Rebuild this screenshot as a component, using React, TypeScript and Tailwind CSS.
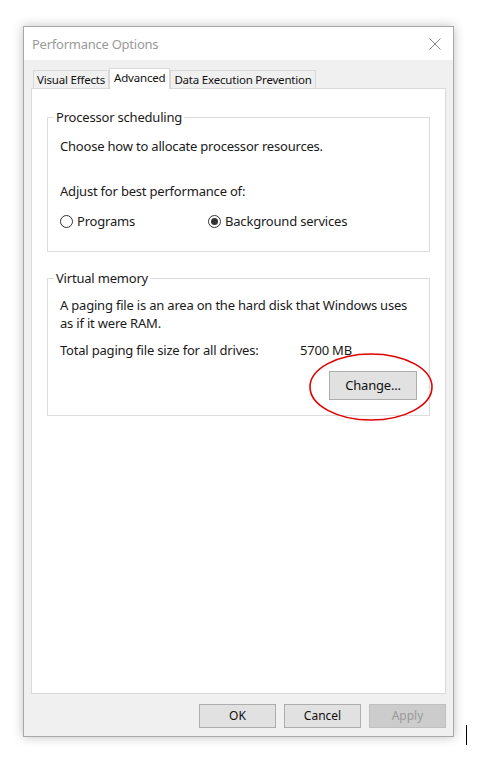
import React from "react";

const font = { fontFamily: '"Noto Sans", "Segoe UI", Arial, sans-serif' };

function Radio({ checked, label }: { checked?: boolean; label: string }) {
  return (
    <label className="flex items-center gap-[4px]">
      <span className="flex h-[13px] w-[13px] items-center justify-center rounded-full border border-[#333] bg-white">
        {checked && <span className="h-[7px] w-[7px] rounded-full bg-[#333]" />}
      </span>
      <span>{label}</span>
    </label>
  );
}

function GroupBox({ title, children, className }: { title: string; children: React.ReactNode; className?: string }) {
  return (
    <fieldset className={`mx-[15px] border border-[#dcdcdc] px-[12px] ${className ?? ""}`}>
      <legend className="-ml-[6px] px-[2px] leading-[16px] text-[#1a1a1a]">{title}</legend>
      {children}
    </fieldset>
  );
}

function Button({ children, disabled, className }: { children: React.ReactNode; disabled?: boolean; className?: string }) {
  return (
    <button
      className={`h-[24px] w-[77px] border text-[12px] ${
        disabled ? "border-[#bfbfbf] bg-[#cccccc] text-[#9a9a9a]" : "border-[#adadad] bg-[#e1e1e1] text-[#111]"
      } ${className ?? ""}`}
    >
      {children}
    </button>
  );
}

export default function App() {
  return (
    <div className="relative h-[765px] w-[488px] bg-white pt-[26px] pl-[23px]" style={font}>
      <div className="flex h-[711px] w-[431px] flex-col border border-[#a8a8a8] bg-[#f0f0f0] shadow-[0_0_10px_rgba(0,0,0,0.25)]">
        {/* title bar */}
        <div className="flex h-[33px] items-center justify-between bg-white pl-[8px] pr-[12px]">
          <span className="mt-[2px] text-[13px] tracking-[-0.25px] text-[#9a9a9a]">Performance Options</span>
          <svg width="12" height="12" viewBox="0 0 12 12" className="text-[#8a8a8a]">
            <path d="M0.5 0.5 L11.5 11.5 M11.5 0.5 L0.5 11.5" stroke="currentColor" strokeWidth="1" />
          </svg>
        </div>

        {/* tabs */}
        <div className="mt-[8px] flex items-end pl-[9px] text-[11.5px] leading-none tracking-[-0.2px] text-[#111]">
          <div className="mb-[-1px] flex h-[19px] items-center border border-[#d9d9d9] bg-[#f0f0f0] px-[3px]">Visual Effects</div>
          <div className="relative z-10 mb-[-1px] flex h-[21px] items-center border border-b-0 border-[#d9d9d9] bg-white px-[4px] pb-[2px]">Advanced</div>
          <div className="mb-[-1px] flex h-[19px] items-center border border-[#d9d9d9] bg-[#f0f0f0] px-[3px]">Data Execution Prevention</div>
        </div>

        {/* panel */}
        <div className="mx-[7px] flex h-[606px] flex-col border border-[#d9d9d9] bg-white pt-[20px] text-[13px] tracking-[-0.2px] text-[#1a1a1a]">
          <GroupBox title="Processor scheduling" className="h-[143px]">
            <p className="mt-[12px] leading-[18px]">Choose how to allocate processor resources.</p>
            <p className="mt-[27px] leading-[18px]">Adjust for best performance of:</p>
            <div className="mt-[12px] flex">
              <div className="w-[148px]">
                <Radio label="Programs" />
              </div>
              <Radio checked label="Background services" />
            </div>
          </GroupBox>

          <GroupBox title="Virtual memory" className="mt-[18px] h-[146px]">
            <p className="mt-[10px] leading-[18px]">
              A paging file is an area on the hard disk that Windows uses as if it were RAM.
            </p>
            <div className="mt-[9px] flex leading-[18px]">
              <span className="w-[240px]">Total paging file size for all drives:</span>
              <span>5700 MB</span>
            </div>
            <div className="mt-[12px] flex justify-end">
              <Button className="h-[29px] w-[88px] text-[13px]">Change...</Button>
            </div>
          </GroupBox>
        </div>

        {/* footer buttons */}
        <div className="mt-[10px] flex justify-end gap-[8px] pr-[7px]">
          <Button>OK</Button>
          <Button>Cancel</Button>
          <Button disabled>Apply</Button>
        </div>
      </div>

      {/* red annotation circle */}
      <svg className="absolute left-[308px] top-[351px]" width="130" height="72" viewBox="0 0 130 72">
        <ellipse cx="63" cy="36" rx="61" ry="33" fill="none" stroke="#e00000" strokeWidth="1.6" />
      </svg>

      {/* text cursor */}
      <div className="absolute left-[466px] top-[725px] h-[20px] w-[1px] bg-black" />
    </div>
  );
}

......

-- REQUIREMENTS --
Reproduce the full material exactly, excluding the pictures.

-- RESPONSE FOR THIS EXERCISE --
Rebuild this screenshot as a component, using React, TypeScript and Tailwind CSS.
import React from "react";

const font = { fontFamily: '"Noto Sans", "Segoe UI", Arial, sans-serif' };

function Radio({ checked, label }: { checked?: boolean; label: string }) {
  return (
    <label className="flex items-center gap-[4px]">
      <span className="flex h-[13px] w-[13px] items-center justify-center rounded-full border border-[#333] bg-white">
        {checked && <span className="h-[7px] w-[7px] rounded-full bg-[#333]" />}
      </span>
      <span>{label}</span>
    </label>
  );
}

function GroupBox({ title, children, className }: { title: string; children: React.ReactNode; className?: string }) {
  return (
    <fieldset className={`mx-[15px] border border-[#dcdcdc] px-[12px] ${className ?? ""}`}>
      <legend className="-ml-[6px] px-[2px] leading-[16px] text-[#1a1a1a]">{title}</legend>
      {children}
    </fieldset>
  );
}

function Button({ children, disabled, className }: { children: React.ReactNode; disabled?: boolean; className?: string }) {
  return (
    <button
      className={`h-[24px] w-[77px] border text-[12px] ${
        disabled ? "border-[#bfbfbf] bg-[#cccccc] text-[#9a9a9a]" : "border-[#adadad] bg-[#e1e1e1] text-[#111]"
      } ${className ?? ""}`}
    >
      {children}
    </button>
  );
}

export default function App() {
  return (
    <div className="relative h-[765px] w-[488px] bg-white pt-[26px] pl-[23px]" style={font}>
      <div className="flex h-[711px] w-[431px] flex-col border border-[#a8a8a8] bg-[#f0f0f0] shadow-[0_0_10px_rgba(0,0,0,0.25)]">
        {/* title bar */}
        <div className="flex h-[33px] items-center justify-between bg-white pl-[8px] pr-[12px]">
          <span className="mt-[2px] text-[13px] tracking-[-0.25px] text-[#9a9a9a]">Performance Options</span>
          <svg width="12" height="12" viewBox="0 0 12 12" className="text-[#8a8a8a]">
            <path d="M0.5 0.5 L11.5 11.5 M11.5 0.5 L0.5 11.5" stroke="currentColor" strokeWidth="1" />
          </svg>
        </div>

        {/* tabs */}
        <div className="mt-[8px] flex items-end pl-[9px] text-[11.5px] leading-none tracking-[-0.2px] text-[#111]">
          <div className="mb-[-1px] flex h-[19px] items-center border border-[#d9d9d9] bg-[#f0f0f0] px-[3px]">Visual Effects</div>
          <div className="relative z-10 mb-[-1px] flex h-[21px] items-center border border-b-0 border-[#d9d9d9] bg-white px-[4px] pb-[2px]">Advanced</div>
          <div className="mb-[-1px] flex h-[19px] items-center border border-[#d9d9d9] bg-[#f0f0f0] px-[3px]">Data Execution Prevention</div>
        </div>

        {/* panel */}
        <div className="mx-[7px] flex h-[606px] flex-col border border-[#d9d9d9] bg-white pt-[20px] text-[13px] tracking-[-0.2px] text-[#1a1a1a]">
          <GroupBox title="Processor scheduling" className="h-[143px]">
            <p className="mt-[12px] leading-[18px]">Choose how to allocate processor resources.</p>
            <p className="mt-[27px] leading-[18px]">Adjust for best performance of:</p>
            <div className="mt-[12px] flex">
              <div className="w-[148px]">
                <Radio label="Programs" />
              </div>
              <Radio checked label="Background services" />
            </div>
          </GroupBox>

          <GroupBox title="Virtual memory" className="mt-[18px] h-[146px]">
            <p className="mt-[10px] leading-[18px]">
              A paging file is an area on the hard disk that Windows uses as if it were RAM.
            </p>
            <div className="mt-[9px] flex leading-[18px]">
              <span className="w-[240px]">Total paging file size for all drives:</span>
              <span>5700 MB</span>
            </div>
            <div className="mt-[12px] flex justify-end">
              <Button className="h-[29px] w-[88px] text-[13px]">Change...</Button>
            </div>
          </GroupBox>
        </div>

        {/* footer buttons */}
        <div className="mt-[10px] flex justify-end gap-[8px] pr-[7px]">
          <Button>OK</Button>
          <Button>Cancel</Button>
          <Button disabled>Apply</Button>
        </div>
      </div>

      {/* red annotation circle */}
      <svg className="absolute left-[308px] top-[351px]" width="130" height="72" viewBox="0 0 130 72">
        <ellipse cx="63" cy="36" rx="61" ry="33" fill="none" stroke="#e00000" strokeWidth="1.6" />
      </svg>

      {/* text cursor */}
      <div className="absolute left-[466px] top-[725px] h-[20px] w-[1px] bg-black" />
    </div>
  );
}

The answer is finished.